Claims frequency dropped significantly in 2010 compared to the crisis year 2009 and bottomed out in third quarter 2010. During the last quarter 2010, covered claims’ amounts increased again, showing that the very low level of claims observed on average in 2010 is not sustainable in the long run.
Gross technical expenses increased by 3.9% between 2009 and 2010, to €870 million in 2010.The net expense ratio deteriorated by 3.9 points from 22.6% to 26.5% at the end of year 2010, linked to the higher level of expenses (impact +2.9 points) and lower service fees (impact +1.6 point), and despite the increase in net premiums (impact -0.6 point).
The combined ratio after reinsurance equals 68.7% in 2010, improving by 36.1 points compared with 2009.
Net investment income for year 2010 reached €123.2 million, €25.2 million below 2009 net investment income. The main reason for this income decline is linked to the decrease in realised gains (€-46.6 million) partially compensated by the positive impact of foreign exchange gains (€22.5 million). 2010 capital gains equal € 25.6 million and are mainly realised on the asset categories real estate, bonds and equities.
Thanks to the strong recovery of the 2010 net technical result, ordinary operating income has increased from €83.6 million at the end of year 2009 to €471.9 million at the end of year 2010.
At end December 2010, the market value of the group's investment portfolio increased by €428 million to €3,768 million.
Unrealised capital gains reserves decreased by €25.3 million to €76.4 million, a decrease mainly driven by the capital gains of €25.6 million realised during 2010. The volatile bond market linked to difficult refinancing conditions of some European countries, did not impact Euler Hermes because of the group’s low exposure to those countries and short portfolio duration. Unrealised capital gains end of 2010 correspond to 2.0% of the global investment portfolio.
In 2010 Euler Hermes booked restructuring charges, linked to project Excellence, for a global amount of €72.5 million.
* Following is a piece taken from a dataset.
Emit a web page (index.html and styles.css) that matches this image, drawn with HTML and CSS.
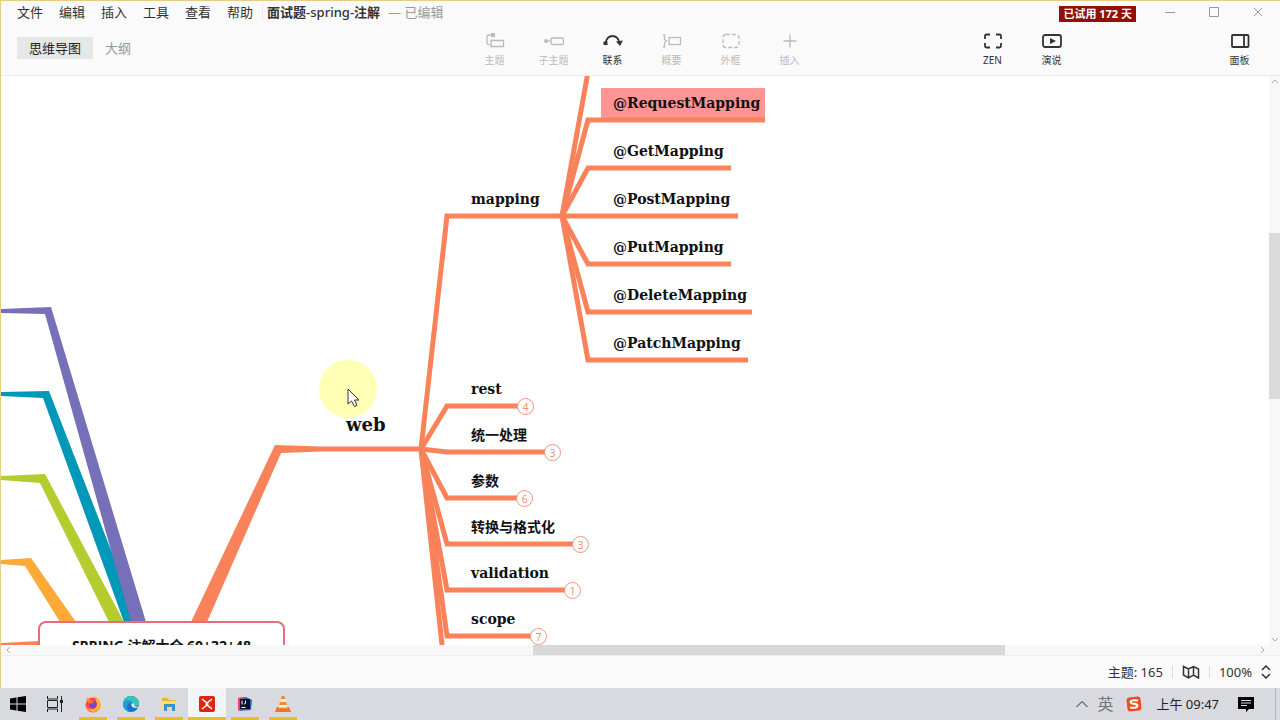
FILE: index.html
```html
<!DOCTYPE html>
<html lang="zh-CN">
<head>
<meta charset="utf-8">
<title>面试题-spring-注解</title>
<link rel="stylesheet" href="styles.css">
</head>
<body>
<div class="app">
  <header class="titlebar">
    <nav class="menu">
      <button>文件</button><button>编辑</button><button>插入</button><button>工具</button><button>查看</button><button>帮助</button>
    </nav>
    <h1 class="doc-title">面试题<span class="latin">-spring-</span>注解</h1>
    <span class="doc-state">— 已编辑</span>
    <button class="trial">已试用 172 天</button>
    <div class="window-controls">
      <button aria-label="最小化"><svg width="12" height="12"><path d="M1 6.500H11"/></svg></button>
      <button aria-label="最大化"><svg width="12" height="12"><path d="M1.500 1.500h9v9h-9z"/></svg></button>
      <button aria-label="关闭"><svg width="12" height="12"><path d="M2 2l8 8M10 2l-8 8"/></svg></button>
    </div>
  </header>

  <div class="toolbar">
    <div class="views">
      <button class="view view-active">思维导图</button>
      <button class="view">大纲</button>
    </div>
    <div class="tools">
      <button class="tool" disabled><svg viewBox="0 0 20 18"><path d="M4.500 12.500H3.500Q2 12.500 2 11V5Q2 3 4 3H8M6 8.500h12.500v6H6z"/><path class="solid" d="M6 1h4v4H6z"/></svg>主题</button>
      <button class="tool" disabled><svg viewBox="0 0 20 18"><rect x="7" y="6" width="12.500" height="6.500" rx="1.500"/><path d="M2 9h5"/><circle class="solid" cx="2" cy="9" r="2"/></svg>子主题</button>
      <button class="tool"><svg viewBox="0 0 20 18"><path class="thick" d="M2.500 11Q4 4 9.500 4Q15 4 16.500 11"/><path class="solid" d="M.5 9.500h4V13h-4zM13 9.500l7-1-3 5.500z"/></svg>联系</button>
      <button class="tool" disabled><svg viewBox="0 0 20 18"><path d="M1 3h1.500v4.500L4.500 9 2.500 10.500V15H1"/><rect x="7" y="5.500" width="11.500" height="7"/></svg>概要</button>
      <button class="tool" disabled><svg viewBox="0 0 20 18"><rect x="2" y="2.500" width="16" height="13" rx="3" stroke-dasharray="4 2"/></svg>外框</button>
      <button class="tool" disabled><svg viewBox="0 0 20 18"><path d="M10 2.500v13M3.500 9h13"/></svg>插入</button>
    </div>
    <div class="modes">
      <button class="tool"><svg viewBox="0 0 20 18"><path class="thick" d="M7 2.500H3.500Q2 2.500 2 4V7M13 2.500h3.500Q18 2.500 18 4V7M2 11v3q0 1.500 1.500 1.500H7M18 11v3q0 1.500-1.500 1.500H13"/></svg>ZEN</button>
      <button class="tool"><svg viewBox="0 0 20 18"><rect class="thick" x="1" y="3" width="18" height="12" rx="2"/><path class="solid" d="M8 6l6 3-6 3z"/></svg>演说</button>
      <button class="tool panel-tool"><svg viewBox="0 0 20 18"><rect class="thick" x="2" y="3" width="16.500" height="12" rx="1"/><path class="thick" d="M14 3v12"/></svg>面板</button>
    </div>
  </div>

  <div class="workspace">
    <main class="canvas">
      <div class="highlight"></div>
      <svg class="branches" viewBox="0 76 1268 569" width="1268" height="569">
        <path fill="#b5cc2e" d="M0 476L44 474 123 622H108L39 483 0 480z"/>
        <path fill="#0098b9" d="M0 392L48 391 138 622H123L42 398 0 396z"/>
        <path fill="#7670b8" d="M0 309L50 307 145 622H130L44 314 0 313z"/>
        <path fill="#ffaa38" d="M0 560L30 558 75 622H59L24 566 0 564z"/>
        <path fill="#f9825a" d="M0 643L38 641V645H0z"/>
        <path fill="#f9825a" d="M190 622L274 445 320 446.500H420V451.500H320L280 453 206 622z"/>
        <g class="twigs">
          <path d="M420 449L446 216H561"/>
          <path d="M420 449L446 406H517"/>
          <path d="M420 449L446 452H544"/>
          <path d="M420 449L446 498H516"/>
          <path d="M420 449L446 544H572"/>
          <path d="M420 449L446 590H564"/>
          <path d="M420 449L446 636H530"/>
          <path d="M420 449L445 682"/>
          <path d="M561 216L587 72"/>
          <path d="M561 216L587 120H764"/>
          <path d="M561 216L587 168H730"/>
          <path d="M561 216H737"/>
          <path d="M561 216L587 264H730"/>
          <path d="M561 216L587 312H751"/>
          <path d="M561 216L587 360H747"/>
        </g>
        <circle fill="#ffffb5" cx="347" cy="389" r="29"/>
      </svg>
      <div class="node root">SPRING 注解大全 60+32+48</div>
      <div class="node web">web</div>
      <div class="node mapping">mapping</div>
      <ul class="node leaves">
        <li>@RequestMapping</li><li>@GetMapping</li><li>@PostMapping</li><li>@PutMapping</li><li>@DeleteMapping</li><li>@PatchMapping</li>
      </ul>
      <ul class="node topics">
        <li>rest</li><li>统一处理</li><li>参数</li><li>转换与格式化</li><li>validation</li><li>scope</li>
      </ul>
      <button class="count count-rest">4</button>
      <button class="count count-handling">3</button>
      <button class="count count-params">6</button>
      <button class="count count-format">3</button>
      <button class="count count-validation">1</button>
      <button class="count count-scope">7</button>
      <svg class="pointer" width="14" height="20" viewBox="0 0 14 20"><path d="M1 1V16L4.500 13 7.500 18.500 10 17.300 7.500 12H12z" fill="#fff" stroke="#333"/></svg>
    </main>
    <div class="vscroll">
      <svg width="8" height="6"><path d="M1 5l3-3 3 3"/></svg>
      <div class="vtrack"><div class="vthumb"></div></div>
      <svg width="8" height="6"><path d="M1 1l3 3 3-3"/></svg>
    </div>
  </div>
  <div class="hscroll">
    <svg width="6" height="8"><path d="M5 1L2 4l3 3"/></svg>
    <div class="htrack"><div class="hthumb"></div></div>
    <svg width="6" height="8"><path d="M1 1l3 3-3 3"/></svg>
  </div>

  <footer class="statusbar">
    <span>主题: 165</span>
    <i class="divider"></i>
    <button aria-label="导航图"><svg width="18" height="14" viewBox="0 0 18 14"><path d="M1.500 1.500L6.500 4 11.500 1.500 16.500 4V13L11.500 10 6.500 13 1.500 10zM6.500 4v9M11.500 1.500V10"/></svg></button>
    <i class="divider"></i>
    <span>100%</span>
    <button class="stepper" aria-label="缩放"><svg width="10" height="14" viewBox="0 0 10 14"><path d="M1 5l4-4 4 4M1 9l4 4 4-4"/></svg></button>
  </footer>
</div>

<div class="taskbar">
  <button class="task start" aria-label="开始"><svg width="18" height="18" viewBox="0 0 18 18"><path d="M1 3.500L7.500 2.500V8.500H1zM8.500 2.300L17 1V8.500H8.500zM1 9.500H7.500V15.500L1 14.500zM8.500 9.500H17V17L8.500 15.700z"/></svg></button>
  <button class="task" aria-label="任务视图"><svg width="18" height="18" viewBox="0 0 18 18" fill="none" stroke="#222"><path d="M1.500 1v3h10V1M1.500 5.500h10v7h-10zM1.500 17v-3h10v3M15.500 1v16"/><path stroke-width="3" d="M15.500 5v3"/></svg></button>
  <button class="task running" aria-label="Firefox"><svg width="18" height="18" viewBox="0 0 18 18"><circle cx="9" cy="10" r="7.500" fill="#ff4b3e"/><path d="M10 1q7 3 6.500 10Q14 17 9 17 4 16 2 12 7 16 11 13 15 9 10 1z" fill="#ffb52b"/><path d="M2 5l2-3 1 3 4 1q-3 1-3 3z" fill="#ff922f"/><circle cx="9" cy="9.500" r="3.800" fill="#8042cc"/><path d="M5 7q3-2 5 0l-3 2z" fill="#ff7037"/></svg></button>
  <button class="task running" aria-label="Edge"><svg width="18" height="18" viewBox="0 0 18 18"><circle cx="9" cy="9" r="8" fill="#1673c7"/><path d="M1 9Q2 1 9 1q8 1 8 8 0 3-4 3-3 0-2-3Q9 5 5 6 2 7 1 9z" fill="#39c5b0"/><path d="M1 9q1-4 6-4 3 0 4 3Q6 7 5 12q0 4 4 5Q1 16 1 9z" fill="#219bdd"/><path d="M10 8q-3 5 6 5l1-1q-5 1-5-3z" fill="#e5f5f8"/></svg></button>
  <button class="task running" aria-label="文件资源管理器"><svg width="18" height="18" viewBox="0 0 18 18"><path d="M2 3h6l1 2h7v9H2z" fill="#efb52e"/><path d="M2 6h14v8H2z" fill="#ffdc72"/><path d="M4 9h11v7h-3v-4H7v4H4z" fill="#3792d4"/></svg></button>
  <button class="task running task-active" aria-label="XMind"><svg width="18" height="18" viewBox="0 0 18 18"><rect x="1" y="1" width="16" height="16" rx="2" fill="#df250f"/><path d="M4 4l5 4 5-4M4 14l5-4 5 4M7.500 9h3" fill="none" stroke="#fff" stroke-width="1.500"/></svg></button>
  <button class="task running" aria-label="IntelliJ IDEA"><svg width="18" height="18" viewBox="0 0 18 18"><path d="M2 3L10 2 16 5 15 15 3 16z" fill="#176bdb"/><path d="M2 3l6-1-4 14-2-1z" fill="#ed3c78"/><path d="M4 4h10v10H4z" fill="#100c20"/><path d="M6 5.500v4M9.500 5.500v2.500q0 1-1.500 1M5.500 12.500h4" fill="none" stroke="#fff"/></svg></button>
  <button class="task running" aria-label="VLC"><svg width="18" height="18" viewBox="0 0 18 18"><path d="M3 12h12l2 5H1z" fill="#ed7421"/><path d="M7.500 1h3L14 14H4z" fill="#f58b2c"/><path d="M6.700 4h4.600l.8 3H5.900zM5.200 10h7.600l.7 2.500h-9z" fill="#f4f0ed"/></svg></button>
  <div class="tray">
    <button aria-label="显示隐藏的图标"><svg width="14" height="10" viewBox="0 0 14 10"><path d="M1.500 8L7 2.500 12.500 8" fill="none" stroke="#222"/></svg></button>
    <span class="ime">英</span>
    <svg class="sogou" width="18" height="18" viewBox="0 0 18 18"><rect x="2" y="2" width="14" height="14" rx="3" fill="#f04b22" transform="rotate(-6 9 9)"/><path d="M13 5.500Q5.500 4.500 5.500 7q0 1.500 3.500 1.800 3.500.4 3.500 2Q12.500 13.500 5 12.500" fill="none" stroke="#fff" stroke-width="2"/></svg>
    <time>上午 09:47</time>
    <button class="notice" aria-label="通知"><svg width="18" height="18" viewBox="0 0 18 18"><path d="M1 2h16v12h-5l-3 3v-3H1z"/><path d="M4 5.500h10M4 8h10M4 10.500h6" stroke="#ddd"/></svg></button>
  </div>
</div>
</body>
</html>
```
FILE: styles.css
```css
* { box-sizing: border-box; }
body {
  margin: 0;
  height: 100vh;
  display: flex;
  flex-direction: column;
  overflow: hidden;
  font: 13px/20px "Noto Sans", "Noto Sans CJK SC", sans-serif;
  color: #333;
}
button {
  display: flex;
  align-items: center;
  justify-content: center;
  margin: 0;
  padding: 0;
  border: 0;
  background: none;
  font: inherit;
  color: inherit;
}
svg { display: block; flex: none; }
ul { margin: 0; padding: 0; list-style: none; }

.app {
  flex: 1;
  min-height: 0;
  display: flex;
  flex-direction: column;
  border-top: 1px solid #e6cd82;
  border-left: 1px solid #e6cd82;
  background: #fafafa;
}
.titlebar {
  flex: none;
  display: flex;
  align-items: center;
  height: 24px;
  padding: 0 12px 2px 16px;
}
.menu { display: flex; gap: 16px; }
.doc-title {
  margin: 0 8px 0 9px;
  padding-left: 4px;
  border-left: 1px solid #e8e8e8;
  font-size: 13px;
  line-height: 16px;
}
.latin { font-weight: 500; }
.doc-state { color: #999; }
.trial {
  margin: 4px 28px 0 auto;
  height: 16px;
  padding: 0 4px;
  background: #921005;
  color: #fff;
  font-size: 11px;
  font-weight: bold;
}
.window-controls { display: flex; gap: 32px; padding-right: 4px; }
.window-controls path { fill: none; stroke: #999; }

.toolbar {
  flex: none;
  display: grid;
  grid-template-columns: 1fr auto 1fr;
  height: 51px;
  padding-left: 3px;
  border-bottom: 1px solid #ececec;
}
.views { display: flex; align-items: flex-start; padding: 12px 0 0 13px; }
.view { height: 22px; padding: 0 12px; color: #999; }
.view-active { background: #e6e7e7; color: #222; }
.tools, .modes { display: flex; }
.modes { padding-right: 11px; }
.modes .tool:first-child { margin-left: auto; }
.modes .panel-tool { margin-left: 129px; }
.tool {
  flex-direction: column;
  justify-content: flex-start;
  width: 59px;
  padding-top: 7px;
  font-size: 10px;
  color: #333;
}
.tool:disabled { color: #bbb; }
.tool svg { width: 20px; height: 18px; fill: none; stroke: currentColor; stroke-width: 1.3; }
.tool .thick { stroke-width: 1.8; }
.tool .solid { fill: currentColor; stroke: none; }

.workspace { flex: 1; min-height: 0; display: flex; }
.canvas { position: relative; flex: 1; overflow: hidden; background: #fff; }
.branches { position: absolute; left: 0; top: 0; }
.twigs { fill: none; stroke: #f9825a; stroke-width: 5; }
.highlight { position: absolute; left: 600px; top: 12px; width: 164px; height: 34px; background: #ff9494; }
.node {
  position: absolute;
  font: bold 14px/20px "DejaVu Serif", "Noto Sans CJK SC", serif;
  color: #111;
  white-space: nowrap;
}
.root {
  left: 37px;
  top: 545px;
  width: 247px;
  height: 60px;
  padding-top: 13px;
  border: 2px solid #e96a78;
  border-radius: 8px;
  background: #fff;
  font-family: "Open Sans", "Noto Sans CJK SC", sans-serif;
  text-align: center;
}
.web { left: 345px; top: 339px; font-size: 18px; }
.mapping { left: 470px; top: 113px; }
.leaves { left: 612px; top: 17px; }
.leaves li { height: 48px; }
.topics { left: 470px; top: 303px; }
.topics li { height: 46px; }
.count {
  position: absolute;
  width: 17px;
  height: 17px;
  border: 1px solid #f9927a;
  border-radius: 50%;
  background: #fff;
  font-size: 10px;
  color: #f58a72;
}
.count-rest { left: 516px; top: 322px; }
.count-handling { left: 543px; top: 368px; }
.count-params { left: 515px; top: 414px; }
.count-format { left: 571px; top: 460px; }
.count-validation { left: 563px; top: 506px; }
.count-scope { left: 529px; top: 552px; }
.pointer { position: absolute; left: 346px; top: 312px; }

.vscroll, .hscroll { display: flex; align-items: center; background: #f8f8f8; }
.vscroll { flex-direction: column; width: 11px; padding: 2px 0; }
.hscroll { flex: none; height: 11px; padding: 0 14px 0 4px; border-bottom: 1px solid #eee; }
.vscroll path, .hscroll path { fill: none; stroke: #aaa; }
.vtrack { flex: 1; align-self: stretch; }
.vthumb { position: relative; top: 27%; height: 30%; background: #dadada; }
.htrack { flex: 1; align-self: stretch; }
.hthumb { width: 37.8%; height: 100%; margin-left: 41.8%; background: #d8d8d8; }

.statusbar {
  flex: none;
  display: flex;
  align-items: center;
  justify-content: flex-end;
  gap: 9px;
  height: 32px;
  padding-right: 9px;
}
.statusbar path { fill: none; stroke: #333; stroke-width: 1.5; }
.divider { width: 1px; height: 12px; background: #ddd; }

.taskbar {
  flex: none;
  display: flex;
  height: 32px;
  background: #d8dadf;
  color: #222;
}
.task { width: 38px; border-bottom: 3px solid transparent; padding-top: 3px; }
.start { width: 36px; }
.running {
  background: linear-gradient(#edb92e, #edb92e) center bottom / 28px 3px no-repeat border-box;
}
.task-active {
  background: linear-gradient(#edb92e, #edb92e) center bottom / 38px 3px no-repeat border-box, #f3f4f6;
}
.tray { display: flex; align-items: center; margin-left: auto; padding-right: 4px; }
.ime { margin: 0 12px 0 8px; font-size: 16px; color: #777; }
.sogou { margin-right: 13px; }
.notice { padding: 0 20px 0 18px; border-right: 1px solid #b5b8bf; align-self: stretch; }
```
The transformation program “Excellence” targets to improve the group’s long term competitive edge both on clients’ satisfaction and productivity/flexibility over the next three years. A strong focus is made on customer centricity through a new service model providing higher client satisfaction. Euler Hermes also booked restructuring charges of €10.4 million, linked to the decision to put the retail business in run-off in Belgium.
F. Net result
Euler Hermes’ strong operational performance is also reflected in net income which reached €294.4 million at end of 2010 compared to €19.0 million at end of 2009.
On the basis of a net result of €6.73 per share, Euler Hermes Management Board will recommend to its Supervisory Board to distribute a dividend of €4 per share which represents a pay-out ratio of 59.4% of 2010 net result.
At end of December 2010, consolidated shareholders' equity amounted to €2,148.4 million compared with €1,816.5 million at the end of 2009, mainly driven by the increase in net income.
The start into 2011 still benefits from the 2010 recovery, although there were contrasts with an average 5.5% GDP growth in emerging countries against 1.7% in OECD countries. In this context, Euler Hermes trusts that demand for credit insurance will remain solid.
Euler Hermes believes that its customer centricity strategy will increasingly support customers’ retention. However, price pressure may intensify and jeopardize risk price adequacy going forward. Euler Hermes’ strategy is to defend the adequate pricing of risk which was achieved through various action plans during the crisis.
Despite an anticipated increase in claims frequency in 2011 and uncertain economic environment, Euler Hermes expects to post solid performance again this year.
III. Results for the fourth quarter of 2010
Euler Hermes recorded turnover of €566.9 million in the last quarter of 2010, up by 4.6% compared to the previous quarter (€542 million), and up by 16% compared to the fourth quarter of 2009. Thanks to the group’s proactive approach to customers, Q4 2010 turnover actually reached an historical high and confirmed the growth recovery observed from Q1 2010, Q4 2009 being historically low.
On the claims side, most run-offs were released in Q2 and Q3, net run-off for Q4 amounts to €12 million, so that the claims ratio of all attachment years is higher than in Q2 and Q3. However, the net claims ratio attachment year 2010 was 50% in Q4 against 59% in Q3, and 60% in Q2.
The net expense ratio improved by 2.1 points during the fourth quarter of 2010 compared to the same period in 2009 (from 24.4% to 22.3%). The improvement was primarily due to higher premiums and higher services fees (-5.9 and -2.4 points impact, respectively), which more than compensated the effect of lower reinsurance commission and higher gross expense variation (+4.1 and +2.1 points impact, respectively).
The net technical result reached €92.8 million in the last quarter of 2010, up by 86.5 million compared with the last quarter of 2009.
Net investment income reached €20.5 million in the fourth quarter of 2010, lower than in previous quarters because most of the realized gains were achieved early in the year.
Supported by strong operational performance, but impacted by absence of major positive run-offs and the booking of exceptional restructuring costs linked to the Excellence project, net income for the fourth quarter of 2010 equals €38.6 million.